In this comic, I am the squirrel. She is the bird.
That's fine when I'm talking to myself. I either take a bulldozer to the damn wall, or push it aside "for later" then never come back to it, until it comes up my esophagus in a fit of physical rage over not being dealt with. No biggie. It is what it is.
But, I mean, just this morning, my daughter was having trouble leaving the house for our walk to school. She'd either imagined or actually seen a spider blocking her path, and couldn't move. She tried to tell me about the spider. My response? "We don't have time for this. There is no spider, and if there is, it's not going to bother us. LET'S GO, ALREADY." And I pushed her along out the door, and she cried for the first part of our walk.
So, way to go, mom. Awesome job. We got to school on time (barely), but at what cost? And how often do I tell her to ignore her anxieties or that her thoughts are not important? Do I realize them all? Probably not. I'm basically ruining my own child every minute of the day.
Do you see those "demons" in the above paragraphs? They're not voices following me around. They are feelings without names, worries without cause. And they're not vocal. I can't hear them as if they are talking to me. They are me. It just is what it is what it is. This is reality, not something from which you could run, You can't detach it, or stop it. Because if you stopped it, you would stop life. This is life.
Another wonderful part of this is that I am on high alert all the time. You know how when something really intense is happening and your fight-or-flight kicks in? That's me from the second I wake up to the second I fall asleep. This made me a great fit for the newsroom. Do you have any idea how nervous news producers are? I looked like a beacon of calm. Or at the very least, I looked normal. And since there was ostensibly a reason for this stress (you're live in five minutes, your show is 2.5 minutes over, half your video isn't cut and your sat shot isn't up yet). In the newsroom, you don't have to explain why you're so intense. And even in real life, people seem to understand that deadline work requires a certain ethic and they respect your quirks due to that. In essence, the way you are is validated. Not so much as a stay at home mom. Without the reason to be nervous, you lose your base. It becomes something you need to think about because it doesn't fit your lifestyle.
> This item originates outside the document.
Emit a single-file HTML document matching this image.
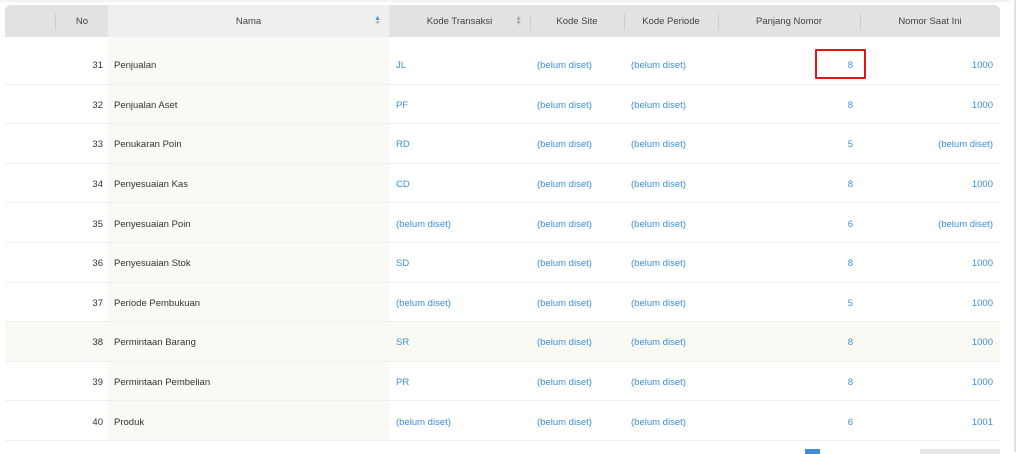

And being constantly on high alert frays your nerves and patience. My reactions are too strong for real life. So that when I interact with my children, I come on too strong. And the anxious one? She is so sensitive and perceptive, she can pick up on cues I don't even know I'm giving off. It's a horrid cycle.
I combat this by controlling everything I do, packing everything in, being as efficient as possible. I keep thinking maybe if I could succeed at something, anything, maybe then I could calm down, get off my own back. But, unfortunately, I'm learning that's not how this works.
Very dishearteningly, I came across this:
If that's true, I'm in a lot of trouble. Controlling the world had been one of my main coping mechanisms.
One final thing, thinking about this, trying to fix it, makes it worse (hopefully in the short term?!). I'm only allowing this analysis because of my child. I want better for her.